Seifert reemerged after the war as a prominent voice in matters of landscape. Zeller unfortunately skirts the question what legacy, if any, the environmentalist’s ideas might have left to the Green movement that emerged within a few short years of his death. A similar reluctance to contemplate the possibility of intellectual continuities from the Third Reich to the Federal Republic characterizes the chapter by Thomas Rohkrämer on Martin Heidegger’s environmentalism. An intellectual historian at the University of Lancaster, Rohkrämer argues that Heidegger’s “involvement with Nazism and his post-1945 thoughts on environmentalism belong to different phases of his work” (p. 194). Thus contemporary environmental thought, which “increasingly draws on [Heidegger’s] work,” remains “untainted” (p. 172) by the philosopher’s infatuation with National Socialism in the first half of the 1930s.

Wolschek-Bulmahn, a professor of space planning and landscape architecture at the University of Hannover, examines the history of his own profession’s involvement with wartime planning and policymaking in the annexed parts of Poland. Placing the “fanatic anti-Semite” Seifert at the scene of the crime, so to speak, he cites the “Reich Landscape Advocate’s” self-incriminating words, “‘If the East is to become home for Germans from all over Germany, and if it is to flourish and become as beautiful as the rest of the Reich, then it is not enough just to cleanse the towns of past Polish mismanagement and construct clean and pleasant villages. The entire landscape must be Germanized’” (p. 245). Other members of the profession were equally if not more enthusiastic about the many opportunities – including the Generalplan Ost – that beckoned in the East. Wolscheck-Bulmahn concludes that “urban architecture and landscape design in the Third Reich were inextricably linked to the terror regime of the Nazis” (p. 253).

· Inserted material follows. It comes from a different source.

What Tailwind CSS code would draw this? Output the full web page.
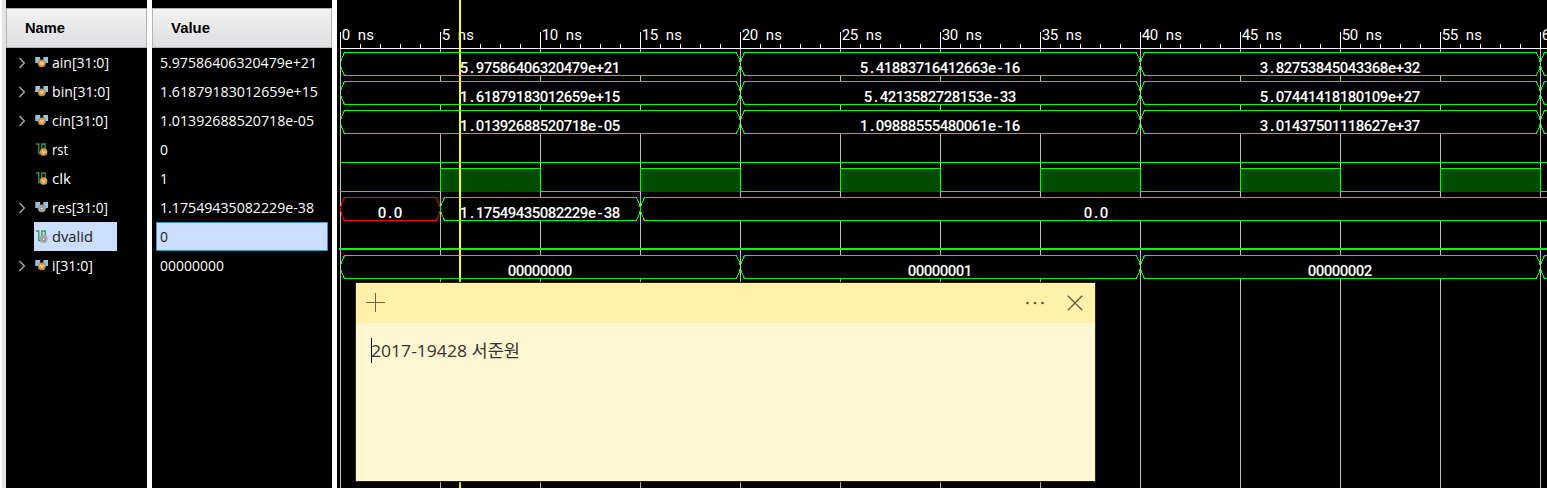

In the final analysis, how Green were the Nazis? The volume’s unavoidable conclusion is that they weren’t really Green at all – if by Green we mean the environmental movement associated with the left that emerged from the turbulent 1960s. True, the Nazi dictatorship embraced a number of environmentally sound and forward-looking practices, but to a greater or lesser extent all these were contaminated by their fatal entanglement in Nazi barbarism. When the regime died, so did this particular brand of environmentalism.

The editors and authors have good reason of course to make this case. If the Nazis and contemporary Greens share anything more than superficial resemblance, then either the former gain a certain measure of progressiveness or the latter are tainted by kinship with National Socialism. Both are unpalatable and troubling conclusions. Still, one wonders whether both the right and the left, from their diametrically opposed starting positions and with slightly different timing in the third and fourth decades of the twentieth century, eventually arrived at similar conclusions about the shortcomings of Liberalism’s approach to nature – about the inadequacies of the Enlightenment’s geometric engineering spirit and instrumental rationality. Could it be that Nazi environmentalists were somehow Green before the term existed? Could it be that the proximate appearance of foundational texts such as Heidegger’s essay, “The Question Concerning Technology,” in 1953 and Max Horkheimer and Theodor W. Adorno’s “Dialectic of Enlightenment” in 1944 was not just a coincidence? One wishes that the editors and authors of this interesting volume had shown greater willingness to confront those questions.